**REQUIRED TASK:**
Restate the whole of the material. Keep every word, and drop the pictures.

* START MATERIAL PROVIDED *

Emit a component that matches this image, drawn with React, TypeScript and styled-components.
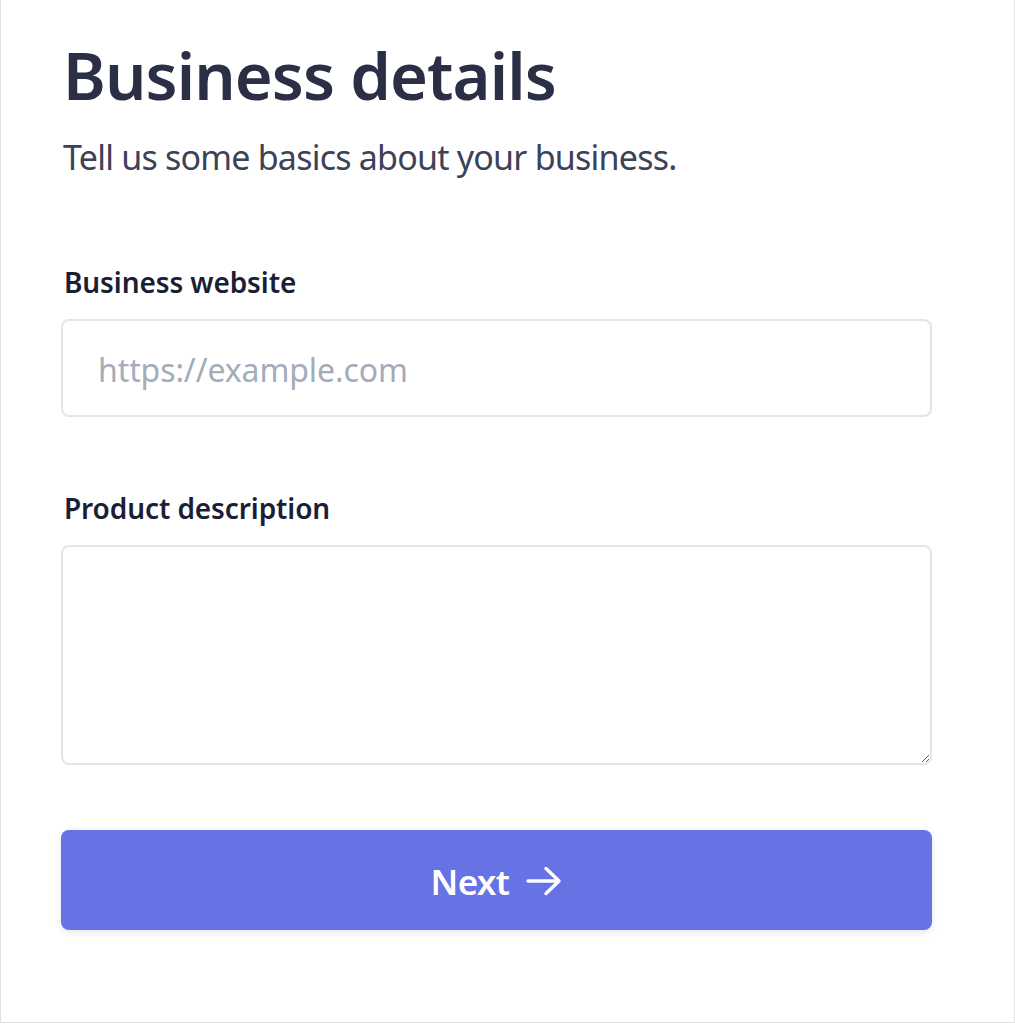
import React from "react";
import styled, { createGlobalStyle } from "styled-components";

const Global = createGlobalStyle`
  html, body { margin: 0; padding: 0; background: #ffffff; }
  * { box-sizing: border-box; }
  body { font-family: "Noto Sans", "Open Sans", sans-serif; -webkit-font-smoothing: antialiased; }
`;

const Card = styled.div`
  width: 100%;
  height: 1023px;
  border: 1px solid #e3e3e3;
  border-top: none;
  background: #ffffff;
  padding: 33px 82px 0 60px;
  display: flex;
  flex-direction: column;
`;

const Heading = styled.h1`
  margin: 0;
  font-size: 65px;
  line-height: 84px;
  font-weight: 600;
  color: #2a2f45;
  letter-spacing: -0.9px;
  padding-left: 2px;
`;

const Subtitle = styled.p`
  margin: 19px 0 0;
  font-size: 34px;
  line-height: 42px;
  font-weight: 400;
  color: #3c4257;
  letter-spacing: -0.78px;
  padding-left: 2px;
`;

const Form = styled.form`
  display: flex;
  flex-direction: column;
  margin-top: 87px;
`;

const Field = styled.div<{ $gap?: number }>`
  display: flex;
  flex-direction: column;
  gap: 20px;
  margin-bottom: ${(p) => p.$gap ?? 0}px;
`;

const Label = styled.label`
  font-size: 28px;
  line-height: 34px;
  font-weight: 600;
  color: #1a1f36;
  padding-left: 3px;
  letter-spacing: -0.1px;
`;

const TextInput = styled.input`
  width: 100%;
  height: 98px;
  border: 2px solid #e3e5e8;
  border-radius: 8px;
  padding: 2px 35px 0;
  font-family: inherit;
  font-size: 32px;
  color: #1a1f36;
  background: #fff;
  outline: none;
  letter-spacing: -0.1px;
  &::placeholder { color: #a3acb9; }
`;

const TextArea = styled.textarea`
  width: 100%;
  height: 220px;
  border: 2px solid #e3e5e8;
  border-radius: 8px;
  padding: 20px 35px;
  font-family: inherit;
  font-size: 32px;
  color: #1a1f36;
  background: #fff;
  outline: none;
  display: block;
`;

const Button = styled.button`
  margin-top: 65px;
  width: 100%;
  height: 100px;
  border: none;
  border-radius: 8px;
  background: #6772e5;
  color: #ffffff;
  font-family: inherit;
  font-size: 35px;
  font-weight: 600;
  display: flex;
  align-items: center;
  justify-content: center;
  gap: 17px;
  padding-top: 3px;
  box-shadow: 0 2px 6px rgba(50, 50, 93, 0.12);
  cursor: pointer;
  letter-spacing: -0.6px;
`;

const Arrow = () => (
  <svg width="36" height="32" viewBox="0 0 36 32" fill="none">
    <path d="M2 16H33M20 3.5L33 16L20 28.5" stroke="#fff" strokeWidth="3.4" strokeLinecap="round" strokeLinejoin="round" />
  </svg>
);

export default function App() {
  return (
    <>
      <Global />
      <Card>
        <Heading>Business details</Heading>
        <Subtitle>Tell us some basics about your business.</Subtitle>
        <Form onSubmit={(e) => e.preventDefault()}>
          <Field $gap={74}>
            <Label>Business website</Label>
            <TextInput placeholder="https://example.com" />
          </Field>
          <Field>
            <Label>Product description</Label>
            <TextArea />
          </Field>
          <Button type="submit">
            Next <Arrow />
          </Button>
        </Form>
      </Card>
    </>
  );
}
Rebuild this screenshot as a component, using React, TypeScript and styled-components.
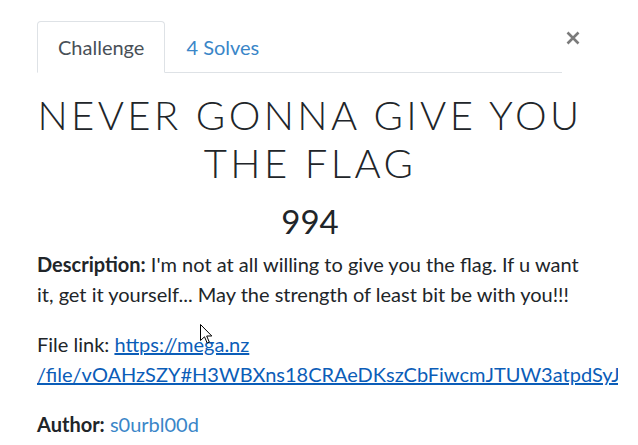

* END MATERIAL PROVIDED *

**EXPECTED ANSWER:**
Emit a component that matches this image, drawn with React, TypeScript and styled-components.
import React from "react";
import styled, { createGlobalStyle } from "styled-components";

const Global = createGlobalStyle`
  html, body { margin: 0; padding: 0; background: #ffffff; }
  * { box-sizing: border-box; }
  body { font-family: "Noto Sans", "Open Sans", sans-serif; -webkit-font-smoothing: antialiased; }
`;

const Card = styled.div`
  width: 100%;
  height: 1023px;
  border: 1px solid #e3e3e3;
  border-top: none;
  background: #ffffff;
  padding: 33px 82px 0 60px;
  display: flex;
  flex-direction: column;
`;

const Heading = styled.h1`
  margin: 0;
  font-size: 65px;
  line-height: 84px;
  font-weight: 600;
  color: #2a2f45;
  letter-spacing: -0.9px;
  padding-left: 2px;
`;

const Subtitle = styled.p`
  margin: 19px 0 0;
  font-size: 34px;
  line-height: 42px;
  font-weight: 400;
  color: #3c4257;
  letter-spacing: -0.78px;
  padding-left: 2px;
`;

const Form = styled.form`
  display: flex;
  flex-direction: column;
  margin-top: 87px;
`;

const Field = styled.div<{ $gap?: number }>`
  display: flex;
  flex-direction: column;
  gap: 20px;
  margin-bottom: ${(p) => p.$gap ?? 0}px;
`;

const Label = styled.label`
  font-size: 28px;
  line-height: 34px;
  font-weight: 600;
  color: #1a1f36;
  padding-left: 3px;
  letter-spacing: -0.1px;
`;

const TextInput = styled.input`
  width: 100%;
  height: 98px;
  border: 2px solid #e3e5e8;
  border-radius: 8px;
  padding: 2px 35px 0;
  font-family: inherit;
  font-size: 32px;
  color: #1a1f36;
  background: #fff;
  outline: none;
  letter-spacing: -0.1px;
  &::placeholder { color: #a3acb9; }
`;

const TextArea = styled.textarea`
  width: 100%;
  height: 220px;
  border: 2px solid #e3e5e8;
  border-radius: 8px;
  padding: 20px 35px;
  font-family: inherit;
  font-size: 32px;
  color: #1a1f36;
  background: #fff;
  outline: none;
  display: block;
`;

const Button = styled.button`
  margin-top: 65px;
  width: 100%;
  height: 100px;
  border: none;
  border-radius: 8px;
  background: #6772e5;
  color: #ffffff;
  font-family: inherit;
  font-size: 35px;
  font-weight: 600;
  display: flex;
  align-items: center;
  justify-content: center;
  gap: 17px;
  padding-top: 3px;
  box-shadow: 0 2px 6px rgba(50, 50, 93, 0.12);
  cursor: pointer;
  letter-spacing: -0.6px;
`;

const Arrow = () => (
  <svg width="36" height="32" viewBox="0 0 36 32" fill="none">
    <path d="M2 16H33M20 3.5L33 16L20 28.5" stroke="#fff" strokeWidth="3.4" strokeLinecap="round" strokeLinejoin="round" />
  </svg>
);

export default function App() {
  return (
    <>
      <Global />
      <Card>
        <Heading>Business details</Heading>
        <Subtitle>Tell us some basics about your business.</Subtitle>
        <Form onSubmit={(e) => e.preventDefault()}>
          <Field $gap={74}>
            <Label>Business website</Label>
            <TextInput placeholder="https://example.com" />
          </Field>
          <Field>
            <Label>Product description</Label>
            <TextArea />
          </Field>
          <Button type="submit">
            Next <Arrow />
          </Button>
        </Form>
      </Card>
    </>
  );
}
Rebuild this screenshot as a component, using React, TypeScript and styled-components.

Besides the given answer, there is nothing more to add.